# [Data excerpt]
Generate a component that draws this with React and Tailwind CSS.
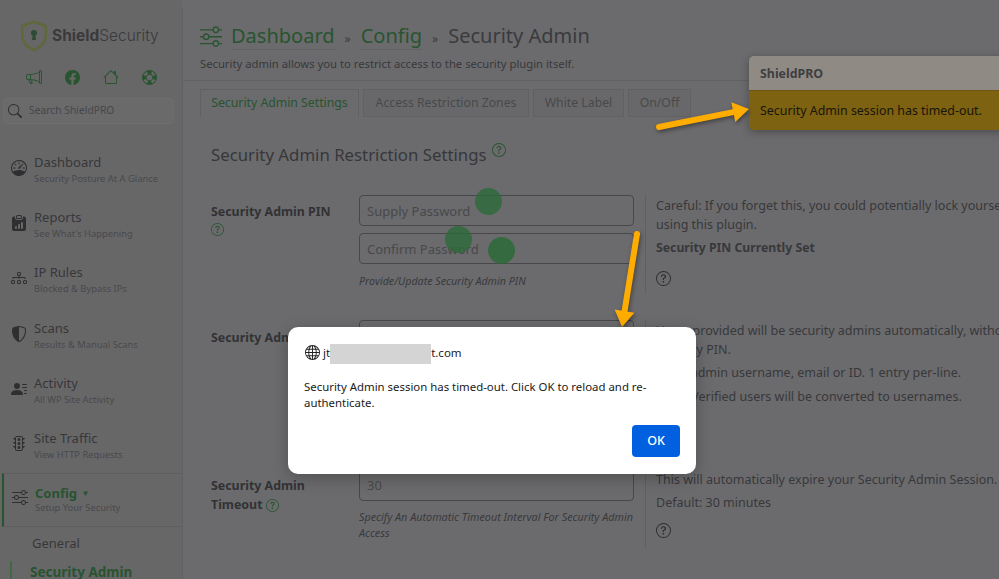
import React from "react";
import { BsSpeedometer, BsClipboardDataFill, BsDiagram3, BsShieldShaded, BsPersonLinesFill, BsStoplights, BsSliders, BsQuestionCircle, BsGlobe, BsMegaphone, BsFacebook, BsHouse, BsLifePreserver, BsSearch } from "react-icons/bs";

const nav = [
  { Icon: BsSpeedometer, t: "Dashboard", s: "Security Posture At A Glance" },
  { Icon: BsClipboardDataFill, t: "Reports", s: "See What's Happening" },
  { Icon: BsDiagram3, t: "IP Rules", s: "Blocked & Bypass IPs" },
  { Icon: BsShieldShaded, t: "Scans", s: "Results & Manual Scans" },
  { Icon: BsPersonLinesFill, t: "Activity", s: "All WP Site Activity" },
  { Icon: BsStoplights, t: "Site Traffic", s: "View HTTP Requests" },
];

function Sidebar() {
  return (
    <aside className="w-[182px] h-[579px] shrink-0 bg-[#676768] overflow-hidden">
      <div className="flex items-center pl-[20px] pt-[19px] h-[52px]">
        <svg width="28" height="32" viewBox="0 0 28 32" className="shrink-0">
          <path d="M14 1.8 L25.8 6 V15 C25.8 22.5 20.5 27.5 14 30.2 C7.5 27.5 2.2 22.5 2.2 15 V6 Z" fill="none" stroke="#5f683b" strokeWidth="2.6" strokeLinejoin="round" />
          <circle cx="14" cy="13" r="3" fill="#2f4a35" />
          <path d="M12.8 14 H15.2 L16 20 H12 Z" fill="#2f4a35" />
        </svg>
        <span className="ml-[4px] text-[15.5px] leading-none text-[#3a3a3c] font-['Inter',sans-serif] font-light whitespace-nowrap"><b className="font-bold">Shield</b>Security</span>
      </div>
      <div className="flex justify-between items-center pl-[26px] pr-[25px] mt-[17px] text-[#285430]">
        <BsMegaphone size={16} />
        <BsFacebook size={15} />
        <BsHouse size={16} />
        <BsLifePreserver size={15} />
      </div>
      <div className="mx-[3px] mt-[13px] h-[26px] w-[171px] rounded-[4px] border border-[#6e6e6f] bg-[#6a6a6b] flex items-center pl-[4px] text-[#2f2f31]">
        <BsSearch size={14} />
        <span className="ml-[7px] text-[10.3px] text-[#47474a]">Search ShieldPRO</span>
      </div>
      <ul className="mt-[29px]">
        {nav.map(({ Icon, t, s }) => (
          <li key={t} className="h-[55.2px] pl-[11px] flex text-[#333336]">
            <Icon size={16} className="mt-[7px] shrink-0 text-[#2f2f31]" />
            <div className="ml-[7px]">
              <div className="text-[13px] leading-[18px] text-[#37373a]">{t}</div>
              <div className="text-[9.35px] leading-[14px] mt-[1px] text-[#49494c]">{s}</div>
            </div>
          </li>
        ))}
        <li className="h-[54px] -mt-[11px] ml-[2px] border-l-2 border-y border-l-[#285430] border-y-[#5f5f60] pl-[8px] flex">
          <BsSliders size={16} className="mt-[15px] shrink-0 text-[#2f2f31]" />
          <div className="ml-[7px] mt-[10px]">
            <div className="text-[13px] leading-[18px] font-bold text-[#285430]">Config <span className="text-[8px] align-[2px] ml-[1px]">▼</span></div>
            <div className="text-[9.35px] leading-[14px] -mt-[1px] text-[#49494c]">Setup Your Security</div>
          </div>
        </li>
        <li className="pl-[32px] mt-[7px] text-[13px] leading-[18px] text-[#37373a]">General</li>
        <li className="ml-[10px] mt-[9px] pl-[18px] border-l-2 border-[#3f6a45] text-[13.5px] leading-[22px] font-bold text-[#285430] whitespace-nowrap">Security Admin</li>
      </ul>
    </aside>
  );
}

const Help = ({ className = "" }) => <BsQuestionCircle size={13} className={"inline-block text-[#285430] " + className} />;
const Q = ({ className = "" }) => <BsQuestionCircle size={15} className={"text-[#2d2d30] " + className} />;

function Input({ ph, val }) {
  return (
    <div className={"h-[31px] w-[275px] rounded-[4px] border border-[#48484b] px-[7px] flex items-center text-[13px] text-[#48484b] " + (ph ? "pt-[2px]" : "pt-[1px]")}>{ph || val}</div>
  );
}

function Row({ label, children, right, className = "", labelClass = "pt-[7px]" }) {
  return (
    <div className={"flex " + className}>
      <div className={"w-[148px] shrink-0 text-[12.4px] leading-[19px] font-bold text-[#323235] " + labelClass}>{label}</div>
      <div className="w-[275px] shrink-0">{children}</div>
      <div className="ml-[11px] pl-[10px] border-l border-[#5f5f60] w-[420px] shrink-0 text-[12.5px] text-[#38383b]">{right}</div>
    </div>
  );
}

function Main() {
  return (
    <main className="flex-1 min-w-0 h-[579px] overflow-hidden border-l border-[#616162] mt-[8px]">
      <header className="pl-[17px] pt-[13px] h-[73px] border-b border-[#616162]">
        <div className="flex items-center h-[30px] text-[20px] leading-[30px] text-[#3a3a3d]">
          <BsSliders size={22} className="text-[#285430]" />
          <a className="ml-[9px] text-[#285430] border-b border-[#616162] leading-[27px]">Dashboard</a>
          <span className="mx-[10px] text-[12px] mt-[6px]">»</span>
          <a className="text-[#285430] border-b border-[#616162] leading-[27px]">Config</a>
          <span className="mx-[10px] text-[12px] mt-[6px]">»</span>
          <span>Security Admin</span>
        </div>
        <p className="mt-[6px] text-[11.25px] leading-[14px] text-[#38383b]">Security admin allows you to restrict access to the security plugin itself.</p>
      </header>
      <div className="flex pl-[17px] mt-[8px] gap-[4px] text-[12.25px] text-[#48484b]">
        <div className="h-[28px] w-[159px] flex items-center justify-center border border-b-0 border-[#616162] text-[#285430]">Security Admin Settings</div>
        <div className="h-[28px] w-[166px] flex items-center justify-center border border-[#616162] bg-[#68686a]">Access Restriction Zones</div>
        <div className="h-[28px] w-[91px] flex items-center justify-center border border-[#616162] bg-[#68686a]">White Label</div>
        <div className="h-[28px] w-[63px] flex items-center justify-center border border-[#616162] bg-[#68686a]">On/Off</div>
      </div>
      <div className="pl-[28px]">
        <h2 className="mt-[25px] text-[16.8px] leading-[26px] text-[#37373a] flex">Security Admin Restriction Settings<Help className="ml-[5px] mt-[1px] w-[14px] h-[14px]" /></h2>
        <Row className="mt-[27px] h-[98px]" label={<>Security Admin PIN<br /><Help className="-mt-[5px]" /></>} right={<div className="pt-[1px]">
          <p className="leading-[19px] whitespace-nowrap">Careful: If you forget this, you could potentially lock yourself out from<br />using this plugin.</p>
          <p className="leading-[19px] mt-[4px] font-bold text-[12.25px]">Security PIN Currently Set</p>
          <Q className="mt-[14px]" />
        </div>}>
          <Input ph="Supply Password" />
          <div className="mt-[7px]"><Input ph="Confirm Password" /></div>
          <p className="mt-[9px] text-[10.7px] leading-[16px] italic text-[#3a3a3d]">Provide/Update Security Admin PIN</p>
        </Row>
        <Row className="mt-[27px] h-[123px]" labelClass="pt-[8px]" label="Security Admin Users" right={<div className="pt-[1px]">
          <p className="leading-[19px] whitespace-nowrap">Users provided will be security admins automatically, without needing the<br />Security PIN.</p>
          <p className="leading-[19px] mt-[4px]">Enter admin username, email or ID. 1 entry per-line.</p>
          <p className="leading-[19px] mt-[5px]">Note: Verified users will be converted to usernames.</p>
        </div>}>
          <div className="h-[123px] rounded-[4px] border border-[#48484b]" />
        </Row>
        <Row className="mt-[27px] h-[78px]" labelClass="pt-[6px]" label={<>Security Admin<br />Timeout <Help /></>} right={<>
          <p className="leading-[19px]">This will automatically expire your Security Admin Session.</p>
          <p className="leading-[19px] mt-[4px]">Default: 30 minutes</p>
          <Q className="mt-[11px]" />
        </>}>
          <Input val="30" />
          <p className="mt-[8px] text-[10.8px] leading-[16px] italic text-[#3a3a3d]">Specify An Automatic Timeout Interval For Security Admin Access</p>
        </Row>
      </div>
    </main>
  );
}

function Arrow({ x1, y1, x2, y2, left, top, w, h }) {
  const dx = x2 - x1, dy = y2 - y1, len = Math.hypot(dx, dy);
  const ux = dx / len, uy = dy / len;
  const bx = x2 - ux * 16, by = y2 - uy * 16;
  const px = -uy * 10, py = ux * 10;
  return (
    <svg width={w} height={h} className="absolute" style={{ left, top, filter: "drop-shadow(1px 2px 2px rgba(0,0,0,.4))" }}>
      <line x1={x1 - left} y1={y1 - top} x2={bx - left} y2={by - top} stroke="#ffac00" strokeWidth="6" strokeLinecap="round" />
      <polygon points={`${x2 - left},${y2 - top} ${bx + px - left},${by + py - top} ${bx - px - left},${by - py - top}`} fill="#ffac00" />
    </svg>
  );
}

export default function App() {
  return (
    <div className="relative w-[999px] h-[579px] overflow-hidden flex bg-[#6b6b6d] font-['Noto_Sans',sans-serif]">
      <Sidebar />
      <Main />

      <div className="absolute left-[475px] top-[188px] w-[27px] h-[27px] rounded-full bg-[#2c6a38]/80" />
      <div className="absolute left-[445px] top-[226px] w-[27px] h-[27px] rounded-full bg-[#2c6a38]/80" />
      <div className="absolute left-[488px] top-[237px] w-[27px] h-[27px] rounded-full bg-[#2c6a38]/85" />

      <div className="absolute left-[749px] top-[56px] w-[260px] h-[74px] rounded-[5px] overflow-hidden shadow-[0_2px_8px_rgba(0,0,0,0.3)] text-[12.4px]">
        <div className="h-[34px] bg-[#8f8a84] pl-[11px] pt-[2px] flex items-center font-bold text-[#3f3f41]">ShieldPRO</div>
        <div className="h-[40px] bg-[#7d6211] border-t border-[#6d5510] pl-[11px] pt-[1px] flex items-center text-[#18150a]">Security Admin session has timed-out.</div>
      </div>

      <Arrow x1={659} y1={127} x2={749} y2={109} left={650} top={95} w={105} h={45} />
      <Arrow x1={637} y1={234} x2={622} y2={327} left={605} top={225} w={45} h={110} />

      <div className="absolute left-[288px] top-[327px] w-[408px] h-[147px] rounded-[10px] bg-white text-[11.4px] text-[#1a1a1a] shadow-[0_4px_16px_rgba(0,0,0,0.25)]">
        <div className="relative flex items-center pl-[17px] pt-[15px] h-[36px]">
          <BsGlobe size={15} className="text-[#222]" />
          <span className="ml-[3px] text-[11.5px]">jt<span className="inline-block w-[101px] h-[20px] -my-[4px] align-middle bg-[#d4d4d4]" />t.com</span>
        </div>
        <p className="mx-[16px] mt-[16px] leading-[16px] w-[360px]">Security Admin session has timed-out. Click OK to reload and re-authenticate.</p>
        <div className="flex justify-end pr-[16px] mt-[14px]">
          <button className="w-[48px] h-[32px] rounded-[4px] bg-[#0060df] text-white text-[12.5px] font-medium">OK</button>
        </div>
      </div>
    </div>
  );
}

# [Work to do]
Omit the pictures, then repeat exactly each line from the beginning of the listing through the line with "BsHouse, BsLifePreserver, BsSearch".

# [Output of the task]
Generate a component that draws this with React and Tailwind CSS.
import React from "react";
import { BsSpeedometer, BsClipboardDataFill, BsDiagram3, BsShieldShaded, BsPersonLinesFill, BsStoplights, BsSliders, BsQuestionCircle, BsGlobe, BsMegaphone, BsFacebook, BsHouse, BsLifePreserver, BsSearch } from "react-icons/bs";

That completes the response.